Internet Access Requirements for installing R and Python

The Machine Learning Service is an optional part of the SQL Server Install.  Because R and Python are both open source applications, Microsoft cannot include the R or Python executables within the install of SQL Server.  The executables must be downloaded from their respective locations on the internet, and the installation process is a little different if there is no internet access.  Each language has two installs, one for the executable and one for the server.
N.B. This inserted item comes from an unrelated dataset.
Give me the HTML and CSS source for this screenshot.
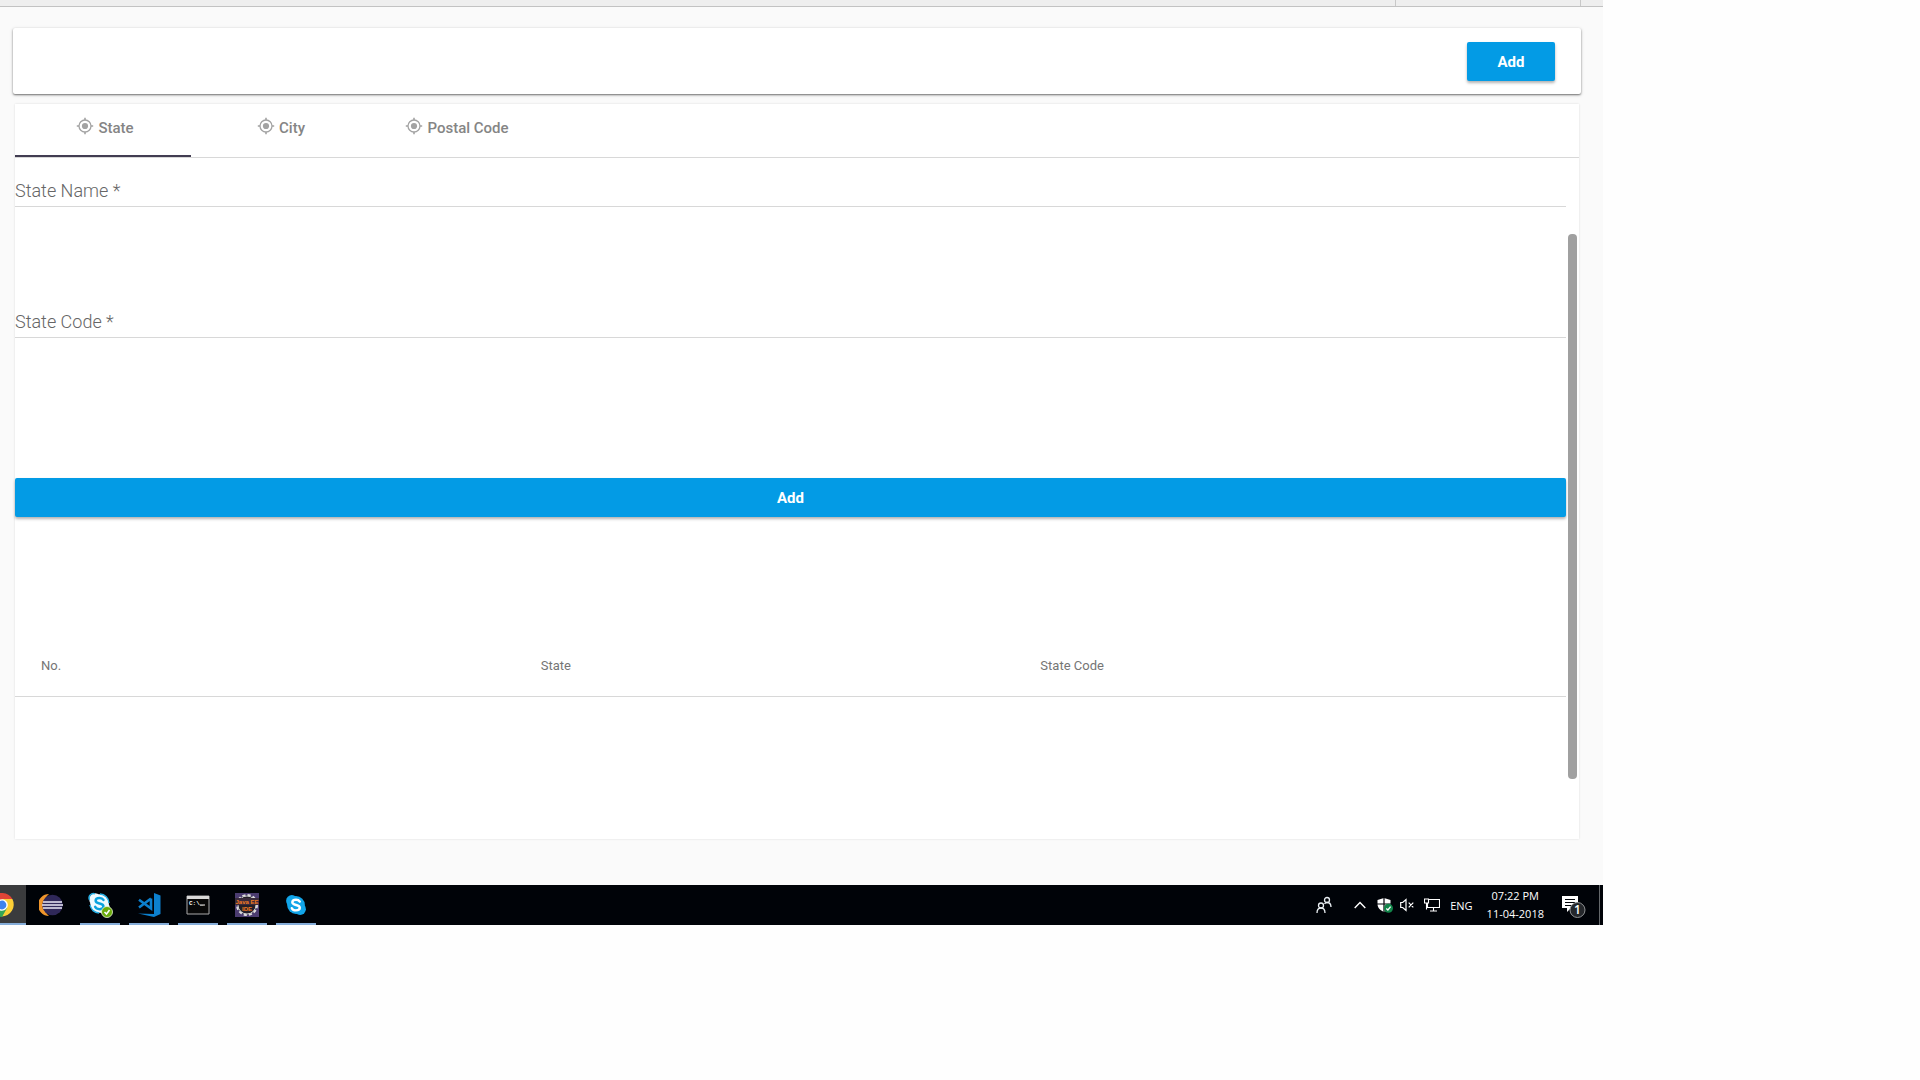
FILE: index.html
```html
<!DOCTYPE html>
<html lang="en">
<head>
<meta charset="utf-8">
<title>State, City and Postal Code</title>
<link rel="stylesheet" href="styles.css">
</head>
<body>
<svg class="defs" aria-hidden="true">
  <symbol id="target" viewBox="0 0 18 18">
    <circle cx="9" cy="9" r="6" fill="none" stroke="currentColor" stroke-width="1.3"/>
    <circle cx="9" cy="9" r="3.1" fill="currentColor"/>
    <path d="M9 .8V3M9 15v2.2M.8 9H3M15 9h2.2" stroke="currentColor" stroke-width="1.6"/>
  </symbol>
  <symbol id="skype" viewBox="0 0 24 24">
    <circle cx="7.5" cy="7.5" r="6.3"/><circle cx="16.5" cy="16.5" r="6.3"/><circle cx="12" cy="12" r="9.7"/>
  </symbol>
  <symbol id="skype-s" viewBox="0 0 24 24">
    <path d="M15.8 8.6C15 7.3 13.700 6.700 12 6.700c-2.200 0-3.700 1-3.700 2.600 0 1.800 1.700 2.200 3.700 2.700s3.800.9 3.800 2.800c0 1.700-1.600 2.600-3.800 2.600-1.900 0-3.500-.7-4.200-2.200" fill="none" stroke-width="2.4" stroke-linecap="round"/>
  </symbol>
</svg>
<div class="screen">
  <div class="strip"><span class="strip-cell"></span><span class="strip-end"></span></div>
  <main class="app">
    <header class="toolbar"><button class="btn" type="button">Add</button></header>
    <section class="panel">
      <div class="tabs" role="tablist">
        <button class="tab active" role="tab" aria-selected="true" type="button"><svg class="tab-icon"><use href="#target"/></svg>State</button>
        <button class="tab" role="tab" aria-selected="false" type="button"><svg class="tab-icon"><use href="#target"/></svg>City</button>
        <button class="tab" role="tab" aria-selected="false" type="button"><svg class="tab-icon"><use href="#target"/></svg>Postal Code</button>
      </div>
      <div class="panel-body">
        <form class="content">
          <div class="field"><label for="state-name">State Name *</label><input id="state-name" type="text"></div>
          <div class="field"><label for="state-code">State Code *</label><input id="state-code" type="text"></div>
          <button class="btn btn-wide" type="button">Add</button>
          <table class="list">
            <thead><tr><th scope="col">No.</th><th scope="col">State</th><th scope="col">State Code</th></tr></thead>
          </table>
        </form>
        <div class="scroll"><div class="thumb"></div></div>
      </div>
    </section>
  </main>
  <footer class="taskbar">
    <button class="task task-chrome" type="button" aria-label="Chrome">
      <svg width="26" height="24" viewBox="0 0 26 24"><path d="M2 12 -8.400 6A12 12 0 0 1 12.400 6Z" fill="#e04436"/><path d="M2 6h10.400A12 12 0 0 1 1.500 23.500L7 14.500Z" fill="#fbce36"/><path d="M2 12 7 15 2 24A12 12 0 0 1-8.400 6Z" fill="#35a556"/><circle cx="2" cy="12" r="5.800" fill="#fff"/><circle cx="2" cy="12" r="4.400" fill="#3f83ee"/></svg>
    </button>
    <button class="task" type="button" aria-label="Eclipse">
      <svg width="24" height="24" viewBox="0 0 24 24"><path d="M10 1A11 11 0 0 0 10 23 14 14 0 0 1 10 1Z" fill="#f0962c"/><circle cx="13.500" cy="12" r="10.300" fill="#2f2859"/><path d="M4 9h19M3 12h21M4 15h19" stroke="#ece9f7" stroke-width="1.600"/></svg>
    </button>
    <button class="task open" type="button" aria-label="Skype for Business">
      <svg width="26" height="26" viewBox="0 0 26 26"><use href="#skype" width="23" height="23" x="1" fill="#effaff"/><use href="#skype-s" width="25" height="25" y="-1" stroke="#08a2df"/><path d="M8 1.800A4.500 4.500 0 0 0 2.500 8M3 13a9.500 9.500 0 0 0 9 8M13 2a9.500 9.500 0 0 1 9 9" fill="none" stroke="#27b2e8" stroke-width="1.400"/><circle cx="20" cy="20" r="5.500" fill="#6bac0b" stroke="#e9f5d7" stroke-width=".8"/><path d="m17.500 20 2 2 3-4" fill="none" stroke="#fff" stroke-width="1.500"/></svg>
    </button>
    <button class="task open" type="button" aria-label="Visual Studio Code">
      <svg width="24" height="24" viewBox="0 0 24 24"><path d="M17 0 23.500 2.500V21L17 24 1 20.500 17 21Z" fill="#0c80ce"/><path d="M14 5.500v10L2 6.800M2 14.500 14 5.500" fill="none" stroke="#0c80ce" stroke-width="2.600"/></svg>
    </button>
    <button class="task open" type="button" aria-label="Command Prompt">
      <svg width="24" height="20" viewBox="0 0 24 20"><path d="M1 1h22v18H1z" fill="#080808" stroke="#aaa"/><path d="M1 1h22v3H1z" fill="#d8d8d8"/><text x="3" y="10" class="prompt">C:\_</text><path d="M14 10h5" stroke="#eee"/></svg>
    </button>
    <button class="task open" type="button" aria-label="Java EE IDE">
      <svg width="24" height="24" viewBox="0 0 24 24"><path d="M0 0h24v24H0z" fill="#4b3c70"/><circle cx="12" cy="12" r="9.500" fill="#222" stroke="#ddd" stroke-width="3" stroke-dasharray="3 2"/><circle cx="12" cy="12" r="9" fill="#241f28" stroke="#ccc"/><path d="M0 5h24v7H0z" fill="#3a2b3c"/><text x="12" y="11" class="java">Java EE</text><text x="12" y="18" class="java">IDE</text></svg>
    </button>
    <button class="task open" type="button" aria-label="Skype">
      <svg width="24" height="24" viewBox="0 0 24 24"><use href="#skype" width="22" height="22" x="1" y="1" fill="#12a5e9"/><use href="#skype-s" width="24" height="24" stroke="#fff"/></svg>
    </button>
    <div class="tray">
      <svg class="people" width="16" height="18" viewBox="0 0 16 18"><g fill="none" stroke="#e8eef2" stroke-width="1.300"><circle cx="5" cy="9.500" r="2.500"/><path d="M1 17c0-3 1.500-5 4-5s4 2 4 5"/><circle cx="11" cy="4" r="2.500"/><path d="M8.500 8c.7-1 1.500-1.500 2.500-1.500 2.500 0 4 2 4 4.500"/></g></svg>
      <svg class="chevron" width="12" height="8" viewBox="0 0 12 8"><path d="m.7 7 5.300-5.500L11.300 7" fill="none" stroke="#fff" stroke-width="1.400"/></svg>
      <svg class="shield" width="16" height="16" viewBox="0 0 16 16"><path d="M7 1 .500 3v4c0 3.500 2.500 6.500 6.500 8 4-1.500 6.500-4.500 6.500-8V3Z" fill="#fff"/><path d="M7 0v15M0 7h14" stroke="#000308" stroke-width="1.200"/><circle cx="11.500" cy="11.300" r="4.500" fill="#12854a"/><path d="m9.300 11.500 1.600 1.500 2.700-3.300" fill="none" stroke="#fff" stroke-width="1.300"/></svg>
      <svg class="speaker" width="14" height="14" viewBox="0 0 14 14"><path d="M.700 4.500h2L6 1.500v11L2.700 9.500h-2ZM8.700 4.700l4.600 4.600m0-4.600L8.700 9.300" fill="none" stroke="#fff" stroke-width="1.200"/></svg>
      <svg class="monitor" width="16" height="14" viewBox="0 0 16 14"><path d="M5 1.500h10.500v8H3.500V5M9.500 9.500v3.500M6 13h7M.500 1h4v4h-4zM2.500 5v6.500" fill="none" stroke="#fff" stroke-width="1.100"/></svg>
      <span class="lang">ENG</span>
      <time class="clock"><span>07:22 PM</span><span>11-04-2018</span></time>
      <svg width="24" height="26" viewBox="0 0 24 26"><path d="M0 4h16v12H9l-4 4v-4H0z" fill="#fff"/><path d="M3 7.500h10M3 10.500h10M3 13.500h7" stroke="#000308" stroke-width="1.200"/><circle cx="15.500" cy="18" r="7.500" fill="#24272b" stroke="#8f9294"/><text x="15.500" y="22" class="badge">1</text></svg>
    </div>
  </footer>
</div>
</body>
</html>
```
FILE: styles.css
```css
* { box-sizing: border-box; }
body { margin: 0; background: #fefefe; font-family: Roboto, sans-serif; color: #757575; }
button { border: 0; font-family: inherit; cursor: pointer; }
svg { display: block; flex: none; }
.defs { position: absolute; width: 0; height: 0; }
.screen { margin-right: 317px; }

.strip { display: flex; justify-content: flex-end; height: 7px; background: #eee; border-bottom: 1px solid #c2c2c2; }
.strip-cell { width: 186px; border: solid #c8c8c8; border-width: 0 1px; }
.strip-end { width: 22px; }

.app { padding: 21px 22px 46px 13px; background: #fafafa; }
.toolbar { display: flex; justify-content: flex-end; padding: 14px 26px 13px; background: #fff; border-radius: 2px; box-shadow: 0 1px 2px rgba(0,0,0,.5), 0 1px 4px rgba(0,0,0,.12); }
.btn { width: 88px; height: 39px; padding: 0; border-radius: 2px; background: #039be5; color: #fff; font-size: 15px; font-weight: 700; box-shadow: 0 2px 3px rgba(0,0,0,.3); }
.btn-wide { width: 100%; margin-top: 10px; }

.panel { margin: 10px 2px 0; background: #fff; box-shadow: 0 0 2px rgba(0,0,0,.12); }
.tabs { display: flex; height: 54px; border-bottom: 1px solid #d8d8d8; }
.tab { display: flex; align-items: flex-start; justify-content: center; gap: 4px; width: 176px; padding: 13px 0 0 4px; background: none; color: #858585; font-size: 15px; font-weight: 500; line-height: 22px; }
.tab.active { border-bottom: 2px solid #423d52; }
.tab-icon { width: 18px; height: 18px; color: #a3a3a3; }

.panel-body { display: flex; min-height: 681px; }
.content { flex: 1; }
.field { display: grid; height: 131px; padding-top: 20px; align-content: start; }
.field label, .field input { grid-area: 1 / 1; }
.field label { font-size: 18px; font-weight: 300; line-height: 26px; color: #666; pointer-events: none; }
.field input { width: 100%; height: 29px; padding: 0; border: 0; border-bottom: 1px solid #d8d8d8; background: none; font: inherit; outline: 0; }
.field + .btn-wide { margin-top: 58px; }

.list { display: block; margin-top: 118px; }
.list thead { display: block; }
.list tr { display: flex; padding: 0 26px; height: 62px; border-bottom: 1px solid #d8d8d8; }
.list th { flex: 1; padding: 0; text-align: left; font-size: 13px; font-weight: 400; line-height: 62px; }
.scroll { width: 13px; padding: 76px 2px 0; }
.thumb { height: 545px; border-radius: 4px; background: #a0a0a0; }

.taskbar { display: flex; gap: 9px; height: 40px; background: #000308; color: #fff; }
.task { display: flex; align-items: center; justify-content: center; width: 40px; padding: 2px 0 0; background: none; border-bottom: 2px solid transparent; }
.task.open { border-color: #85add9; }
.task-chrome { width: 26px; margin-right: -4px; background: #3a3b3d; border-color: #85add9; }
.prompt { fill: #fff; font: 700 6px "Liberation Mono", monospace; }
.java { fill: #f47b20; font: 700 6px "Liberation Sans", sans-serif; text-anchor: middle; }
.badge { fill: #fff; font: 600 12px "Open Sans", sans-serif; text-anchor: middle; }
.tray { display: flex; align-items: center; margin-left: auto; margin-right: 3px; padding-right: 13px; border-right: 1px solid #64686b; font-family: "Open Sans", sans-serif; font-size: 11px; }
.people { margin-right: 22px; }
.chevron { margin-right: 11px; }
.shield { margin-right: 7px; }
.speaker { margin-right: 10px; }
.monitor { margin-right: 10px; }
.lang { margin-right: 14px; }
.clock { display: flex; flex-direction: column; align-items: center; margin-right: 18px; line-height: 18px; }
```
If you do not access to the internet on the server where you are installing SQL Server 2017, you can download the files needed for the install.

Here are the links for SQL Server 2017 CU2.

Microsoft R Open

Microsoft R Server

Microsoft Python Open

Microsoft Python Server

If you are installing a different version, use the links provided on the Offline Installation screen. These links each will download a .cab file.  You will need to copy the cab files to a location where the server can access them and provide the path in the Offline Installation window.

 

What is Installed with Machine Learning Services

Machine Learning is an external process and communicates with launchpad.exe to access either R or Python.  For a quick check to see if the Machine Learning Services were installed, look for the SQL Server Launchpad service in the list of running services. It will also create by default 20 different external users which are used to call R or Python. There will be a subdirectory created for each user, with the name of the SQL Server instance name, which is by default MSSQLSERVER, followed by a number 00-20.  These subdirectories have nothing in them, as they are used temporarily when R or Python needs them and the information in them is eventually deleted by SQL Server. The default location is C:\Program Files\Microsoft SQL Server\MSSQL14.MSSQLSERVER\MSSQL\ExtensibilityData.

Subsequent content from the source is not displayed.